_Written instruction_:
In your copy, include every line of the listing below exactly but none of the pictures.

_Information provided_:
______________________________
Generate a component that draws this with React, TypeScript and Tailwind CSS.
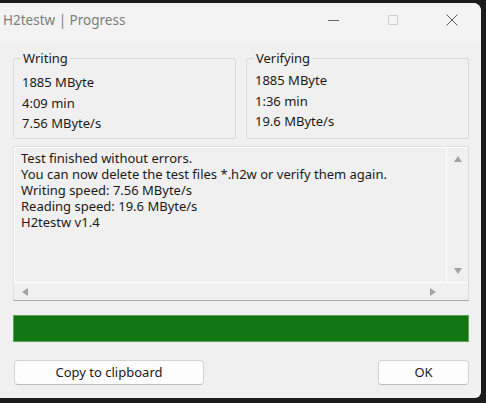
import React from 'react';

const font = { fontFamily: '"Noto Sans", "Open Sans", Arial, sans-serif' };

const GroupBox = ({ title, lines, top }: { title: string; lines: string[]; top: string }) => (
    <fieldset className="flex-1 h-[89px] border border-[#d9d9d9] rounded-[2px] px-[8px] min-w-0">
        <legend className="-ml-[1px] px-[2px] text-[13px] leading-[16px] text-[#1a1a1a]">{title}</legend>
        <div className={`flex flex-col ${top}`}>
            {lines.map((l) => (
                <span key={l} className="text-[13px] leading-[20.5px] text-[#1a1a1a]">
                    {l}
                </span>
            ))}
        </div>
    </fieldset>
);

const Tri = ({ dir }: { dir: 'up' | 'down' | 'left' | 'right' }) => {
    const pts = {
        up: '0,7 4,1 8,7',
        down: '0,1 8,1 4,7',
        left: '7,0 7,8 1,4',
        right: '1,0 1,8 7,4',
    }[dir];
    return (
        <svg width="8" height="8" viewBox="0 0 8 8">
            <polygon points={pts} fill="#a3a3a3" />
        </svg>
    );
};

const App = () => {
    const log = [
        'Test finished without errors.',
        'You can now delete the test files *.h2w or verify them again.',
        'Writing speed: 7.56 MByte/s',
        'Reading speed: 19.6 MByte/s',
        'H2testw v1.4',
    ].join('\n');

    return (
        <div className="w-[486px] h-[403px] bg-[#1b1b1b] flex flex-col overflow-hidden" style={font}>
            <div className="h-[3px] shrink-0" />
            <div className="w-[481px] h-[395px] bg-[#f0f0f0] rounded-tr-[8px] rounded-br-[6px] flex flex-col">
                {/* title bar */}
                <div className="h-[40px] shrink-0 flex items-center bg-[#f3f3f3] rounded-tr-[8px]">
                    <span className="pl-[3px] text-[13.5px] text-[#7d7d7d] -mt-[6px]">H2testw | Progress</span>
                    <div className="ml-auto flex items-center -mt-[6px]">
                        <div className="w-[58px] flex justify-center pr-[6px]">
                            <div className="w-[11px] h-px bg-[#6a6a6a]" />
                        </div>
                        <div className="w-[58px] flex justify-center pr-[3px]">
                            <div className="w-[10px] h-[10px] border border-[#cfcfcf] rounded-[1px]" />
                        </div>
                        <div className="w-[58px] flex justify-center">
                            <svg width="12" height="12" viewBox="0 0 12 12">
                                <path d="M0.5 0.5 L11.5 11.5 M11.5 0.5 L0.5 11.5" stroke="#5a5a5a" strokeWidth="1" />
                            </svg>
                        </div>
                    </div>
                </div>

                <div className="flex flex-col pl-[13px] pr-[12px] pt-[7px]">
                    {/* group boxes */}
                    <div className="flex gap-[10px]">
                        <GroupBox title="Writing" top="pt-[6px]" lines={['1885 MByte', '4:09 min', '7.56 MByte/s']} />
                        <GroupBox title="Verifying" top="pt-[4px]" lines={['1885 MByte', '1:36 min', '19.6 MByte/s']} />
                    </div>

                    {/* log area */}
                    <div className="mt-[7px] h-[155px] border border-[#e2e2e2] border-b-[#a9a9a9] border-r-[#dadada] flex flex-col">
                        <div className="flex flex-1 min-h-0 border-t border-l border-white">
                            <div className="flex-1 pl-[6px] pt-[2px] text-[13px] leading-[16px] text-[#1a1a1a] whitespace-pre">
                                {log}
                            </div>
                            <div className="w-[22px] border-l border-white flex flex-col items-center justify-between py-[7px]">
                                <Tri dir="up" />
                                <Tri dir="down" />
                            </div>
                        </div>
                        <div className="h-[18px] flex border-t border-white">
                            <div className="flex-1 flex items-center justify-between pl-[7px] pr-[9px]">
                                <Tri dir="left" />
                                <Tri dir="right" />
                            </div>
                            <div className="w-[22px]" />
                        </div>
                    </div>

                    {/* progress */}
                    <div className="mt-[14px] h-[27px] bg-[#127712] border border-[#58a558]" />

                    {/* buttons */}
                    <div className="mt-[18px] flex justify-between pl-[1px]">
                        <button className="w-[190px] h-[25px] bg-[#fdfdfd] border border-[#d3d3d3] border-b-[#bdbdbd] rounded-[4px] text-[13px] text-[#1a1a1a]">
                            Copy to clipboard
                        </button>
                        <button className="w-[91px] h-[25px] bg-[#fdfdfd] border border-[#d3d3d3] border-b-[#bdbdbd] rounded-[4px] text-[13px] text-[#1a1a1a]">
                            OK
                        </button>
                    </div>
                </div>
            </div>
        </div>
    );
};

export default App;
______________________________
_Final answer_:
Generate a component that draws this with React, TypeScript and Tailwind CSS.
import React from 'react';

const font = { fontFamily: '"Noto Sans", "Open Sans", Arial, sans-serif' };

const GroupBox = ({ title, lines, top }: { title: string; lines: string[]; top: string }) => (
    <fieldset className="flex-1 h-[89px] border border-[#d9d9d9] rounded-[2px] px-[8px] min-w-0">
        <legend className="-ml-[1px] px-[2px] text-[13px] leading-[16px] text-[#1a1a1a]">{title}</legend>
        <div className={`flex flex-col ${top}`}>
            {lines.map((l) => (
                <span key={l} className="text-[13px] leading-[20.5px] text-[#1a1a1a]">
                    {l}
                </span>
            ))}
        </div>
    </fieldset>
);

const Tri = ({ dir }: { dir: 'up' | 'down' | 'left' | 'right' }) => {
    const pts = {
        up: '0,7 4,1 8,7',
        down: '0,1 8,1 4,7',
        left: '7,0 7,8 1,4',
        right: '1,0 1,8 7,4',
    }[dir];
    return (
        <svg width="8" height="8" viewBox="0 0 8 8">
            <polygon points={pts} fill="#a3a3a3" />
        </svg>
    );
};

const App = () => {
    const log = [
        'Test finished without errors.',
        'You can now delete the test files *.h2w or verify them again.',
        'Writing speed: 7.56 MByte/s',
        'Reading speed: 19.6 MByte/s',
        'H2testw v1.4',
    ].join('\n');

    return (
        <div className="w-[486px] h-[403px] bg-[#1b1b1b] flex flex-col overflow-hidden" style={font}>
            <div className="h-[3px] shrink-0" />
            <div className="w-[481px] h-[395px] bg-[#f0f0f0] rounded-tr-[8px] rounded-br-[6px] flex flex-col">
                {/* title bar */}
                <div className="h-[40px] shrink-0 flex items-center bg-[#f3f3f3] rounded-tr-[8px]">
                    <span className="pl-[3px] text-[13.5px] text-[#7d7d7d] -mt-[6px]">H2testw | Progress</span>
                    <div className="ml-auto flex items-center -mt-[6px]">
                        <div className="w-[58px] flex justify-center pr-[6px]">
                            <div className="w-[11px] h-px bg-[#6a6a6a]" />
                        </div>
                        <div className="w-[58px] flex justify-center pr-[3px]">
                            <div className="w-[10px] h-[10px] border border-[#cfcfcf] rounded-[1px]" />
                        </div>
                        <div className="w-[58px] flex justify-center">
                            <svg width="12" height="12" viewBox="0 0 12 12">
                                <path d="M0.5 0.5 L11.5 11.5 M11.5 0.5 L0.5 11.5" stroke="#5a5a5a" strokeWidth="1" />
                            </svg>
                        </div>
                    </div>
                </div>

                <div className="flex flex-col pl-[13px] pr-[12px] pt-[7px]">
                    {/* group boxes */}
                    <div className="flex gap-[10px]">
                        <GroupBox title="Writing" top="pt-[6px]" lines={['1885 MByte', '4:09 min', '7.56 MByte/s']} />
                        <GroupBox title="Verifying" top="pt-[4px]" lines={['1885 MByte', '1:36 min', '19.6 MByte/s']} />
                    </div>

                    {/* log area */}
                    <div className="mt-[7px] h-[155px] border border-[#e2e2e2] border-b-[#a9a9a9] border-r-[#dadada] flex flex-col">
                        <div className="flex flex-1 min-h-0 border-t border-l border-white">
                            <div className="flex-1 pl-[6px] pt-[2px] text-[13px] leading-[16px] text-[#1a1a1a] whitespace-pre">
                                {log}
                            </div>
                            <div className="w-[22px] border-l border-white flex flex-col items-center justify-between py-[7px]">
                                <Tri dir="up" />
                                <Tri dir="down" />
                            </div>
                        </div>
                        <div className="h-[18px] flex border-t border-white">
                            <div className="flex-1 flex items-center justify-between pl-[7px] pr-[9px]">
                                <Tri dir="left" />
                                <Tri dir="right" />
                            </div>
                            <div className="w-[22px]" />
                        </div>
                    </div>

                    {/* progress */}
                    <div className="mt-[14px] h-[27px] bg-[#127712] border border-[#58a558]" />

                    {/* buttons */}
                    <div className="mt-[18px] flex justify-between pl-[1px]">
                        <button className="w-[190px] h-[25px] bg-[#fdfdfd] border border-[#d3d3d3] border-b-[#bdbdbd] rounded-[4px] text-[13px] text-[#1a1a1a]">
                            Copy to clipboard
                        </button>
                        <button className="w-[91px] h-[25px] bg-[#fdfdfd] border border-[#d3d3d3] border-b-[#bdbdbd] rounded-[4px] text-[13px] text-[#1a1a1a]">
                            OK
                        </button>
                    </div>
                </div>
            </div>
        </div>
    );
};

export default App;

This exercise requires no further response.